A lo largo de los meses de pandemia hemos aprendido muchas cosas. A menudo, por el camino largo y difícil. Hemos entendido el papel de las mascarillas, de la distancia social e, incluso, de la ventilación y los aires acondicionados. Sin embargo, en las semanas, a medida que se acumulan estudios e investigaciones, aparecen nuevas estrategias que podrían tener un papel importante en la modulación de la pandemia.
La última es el silencio. “La verdad es que si todo el mundo dejara de hablar durante un mes o dos, la pandemia probablemente desaparecería”, ha llegado a decir José L. Jiménez, profesor de la Universidad de Colorado en Boulder.
"Dejara de hablar" o, en el peor de los casos, hablara más bajo. Conforme vamos entendiendo mejor las dinámicas de dispersión del virus a través del aire y la famosa "distancia de seguridad" va convirtiéndose progresivamente en algo mucho más complejo de lo que parecía, los investigadores empiezan a darse cuenta de que cuando hablamos de 'conductas de riesgo' estamos hablando de cosas como gritar más de la cuenta.
Una pandemia a voces
En realidad, la idea de que la velocidad y la fuerza con la que expulsamos aire está relacionada con una mayor expansión del virus es una consecuencia lógica de lo que sabemos desde el principio: que el virus se transmite especialmente a través de pequeñas gotas de flujo (o en aerosoles) que salen de nuestra boca cuando estornudamos, tosemos, hablamos o gritamos.

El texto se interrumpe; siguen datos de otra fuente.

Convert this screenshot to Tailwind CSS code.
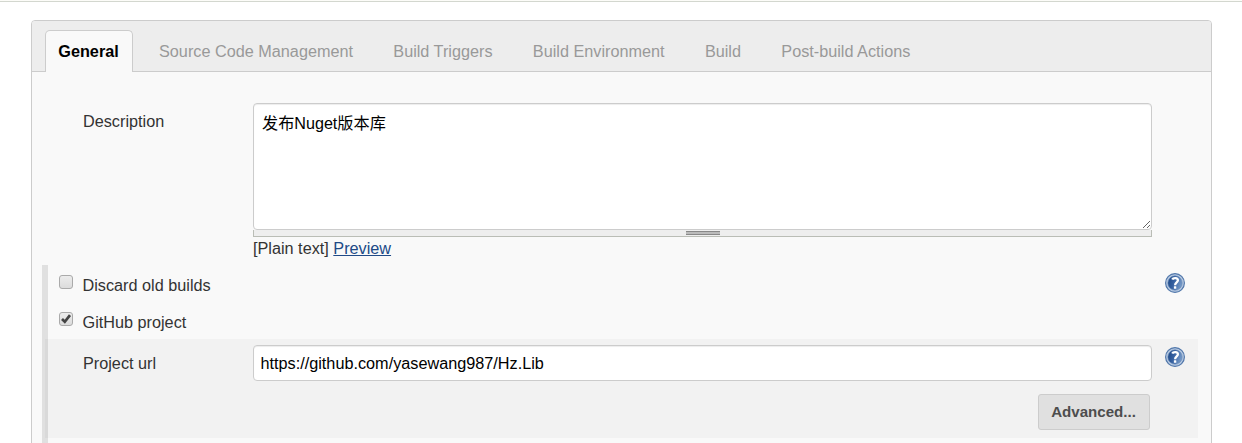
<!DOCTYPE html>
<html lang="en">
<head>
<meta charset="utf-8">
<title>Project configuration</title>
<script src="https://cdn.jsdelivr.net/npm/@tailwindcss/browser@4"></script>
</head>
<body class="h-[443px] overflow-hidden bg-white font-['Liberation_Sans','Noto_Sans_CJK_SC',sans-serif] text-[16.24px] text-[#333]">
<svg class="absolute size-0" aria-hidden="true">
  <defs>
    <linearGradient id="ball" x1="0" y1="0.3" x2="1" y2="0.6"><stop offset="0" stop-color="#204a87"/><stop offset="0.4" stop-color="#3560a0"/><stop offset="1" stop-color="#7a9ecb"/></linearGradient>
    <symbol id="help" viewBox="0 0 20 20">
      <circle cx="10" cy="10" r="9.4" fill="#b8cae2" stroke="#5278ab" stroke-width="1.2"/>
      <circle cx="10" cy="10" r="7.2" fill="url(#ball)" stroke="#6386b6" stroke-width=".6"/>
      <path d="M7.2 6.6C8.2 4.6 12.9 4.5 12.9 7.3C12.9 9.4 10.1 9.3 10.1 12.2" fill="none" stroke="#fff" stroke-width="2.3"/>
      <rect x="8.9" y="13.3" width="2.4" height="2.4" rx=".5" fill="#fff"/>
    </symbol>
  </defs>
</svg>
<div class="h-0.5 border-b border-[#d3d7cf] bg-[#fcfcf8]"></div>
<main class="mt-[18px] ml-[31px] h-[440px] w-[1181px] rounded-t border border-[#ccc] bg-[#f9f9f9]">
  <nav class="flex h-[51px] items-end rounded-t-[3px] border-b border-[#ccc] bg-[#ededed] pl-[13px] leading-[18px] text-[#999]">
    <a class="-mb-px h-[42px] w-[88px] rounded-t-[5px] border border-b-0 border-[#ccc] bg-[#f9f9f9] pt-[11px] pl-[12.3px] font-bold text-black">General</a>
    <a class="ml-[26px] h-[38px] w-[194px] pt-[9px] whitespace-nowrap">Source Code Management</a>
    <a class="ml-[40.3px] h-[38px] pt-[9px] whitespace-nowrap">Build Triggers</a>
    <a class="ml-[40.3px] h-[38px] pt-[9px] whitespace-nowrap">Build Environment</a>
    <a class="ml-[40.3px] h-[38px] pt-[9px] whitespace-nowrap">Build</a>
    <a class="ml-[40.3px] h-[38px] pt-[9px] whitespace-nowrap">Post-build Actions</a>
  </nav>
  <section class="flex h-[193px] pt-[31px] pl-[51px]">
    <label class="w-[170px] pt-[9px] leading-[18px]">Description</label>
    <div class="w-[899px]">
      <textarea class="block h-[127px] w-full resize rounded border border-[#ccc] bg-white px-2 py-[10px] text-[16.15px] leading-[18px] text-black shadow-[inset_0_1px_1px_rgba(0,0,0,0.075)]">发布Nuget版本库</textarea>
      <div class="flex h-[7px] justify-center border border-t-0 border-[#babdb6] bg-[#eee] pt-px">
        <div class="h-1 w-[34px] border-y border-[#888] bg-[#bbb]"></div>
      </div>
      <p class="mt-0.5 leading-[18px]">[Plain text] <a class="text-[#204a87] underline">Preview</a></p>
    </div>
  </section>
  <section class="ml-[10px] h-[178px] w-[1156px] bg-[linear-gradient(to_right,#e0e0e0_6px,transparent_6px)]">
    <div class="flex h-[37px] pl-[17px]">
      <span class="mt-[10px] size-[14px] shrink-0 rounded-[3px] border border-[#aaa] bg-linear-to-b from-[#ececec] to-[#dcdcdc]"></span>
      <label class="mt-[11px] ml-[9.5px] flex-1 leading-[18px]">Discard old builds</label>
      <svg class="mt-2 mr-[13px] size-5"><use href="#help"/></svg>
    </div>
    <div class="flex h-[37px] pl-[17px]">
      <span class="mt-[10px] size-[14px] shrink-0 rounded-[3px] border border-[#aaa] bg-linear-to-b from-[#ececec] to-[#dcdcdc]">
        <svg class="block size-3" viewBox="0 0 12 12"><path d="M2 6L4.8 8.8L10 2.2" fill="none" stroke="#444" stroke-width="2.7"/></svg>
      </span>
      <label class="mt-[11px] ml-[9.5px] leading-[18px]">GitHub project</label>
    </div>
    <div class="ml-[3px] h-[99px] bg-black/[0.027] pt-1.5 pl-[38px]">
      <div class="flex">
        <label class="w-[170px] pt-[9px] leading-[18px]">Project url</label>
        <input class="h-9 w-[899px] rounded border border-[#ccc] bg-white px-[6.5px] pt-px text-black shadow-[inset_0_1px_1px_rgba(0,0,0,0.075)]" value="https://github.com/yasewang987/Hz.Lib">
        <svg class="mt-0.5 ml-[13px] size-5"><use href="#help"/></svg>
      </div>
      <div class="mt-[13px] flex justify-end pr-12">
        <button class="h-9 w-[112px] rounded-[3px] border border-[#ccc] bg-[#e0e0e0] pr-px text-[15.1px] font-bold text-[#4d4d4d]">Advanced...</button>
      </div>
    </div>
  </section>
</main>
</body>
</html>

Sin embargo, por muy de "sentido común" que sea la idea, es difícil aterrizar esa idea de cómo influye realmente el tono de la voz o cuantificar el efecto práctico de estar en silencio como medida de precaución. No cabe duda de que, como ocurre con el resto de medidas que estamos poniendo en marcha, ese efecto debe existir.
En los últimos días, se ha hablado de proporciones de 1 a 5 entre el riesgo de hablar pausadamente y gritar. E incluso de 1 a 50 en el caso permanecer en silencio. "Hablar en voz baja reduce el riesgo de transmisión viral en un grado comparable a usar una máscara correctamente", decían en The Atlantic. No obstante, se tratan de estimaciones generales basadas, en cierta forma, en modelos teóricos (y experimentales) de dispersión que no tienen una constatación empírica en situaciones reales.
Es decir, tiene poco sentido tomarlas al pie de la letra, pero sí es razonable tomarlo como un indicador aceptable de la evidencia epidemiológica que se está acumulando en contra de los gritos y las voces. Hace unos días, un equipo liderado por Nicholas R. Jones de la Universidad de Oxford trataba de reunir la evidencia disponible sobre el efecto que estas prácticas podrían tener en el riesgo de contagio.
En el gráfico, se puede ver cómo distintos comportamientos en distintas situaciones tienen consecuencias distintas para el riesgo de transmisión. Los mismos investigadores reconocen que se trata de una simplificación y que las categorías (verde, amarilla y roja) cambian radicalmente dependiendo de lo que entendamos por cosas como 'distancia social', 'contacto social' y 'alta o baja ocupación'.
De hecho, lo más interesante del gráfico es que nos permite entender que la distancia social es algo mucho más poliédrico de lo que puede parecer en un primer momento. No es solo una cuestión de distancia, sino de qué hacen esas personas y cómo modifican el nivel de exposición.
Evidentemente los procesos que están detrás de la pandemia son complejos y el alcance de hablar bajo o estar en silencio hay que entenderlo en ese contexto. Sin embargo, es un marco conceptual interesante para entender que los riesgos están aquí y que con pequeñas acciones podemos proteger (y protegernos) mejor. Aún queda mucho por saber, pero es camino que hemos de recorrer cuanto antes.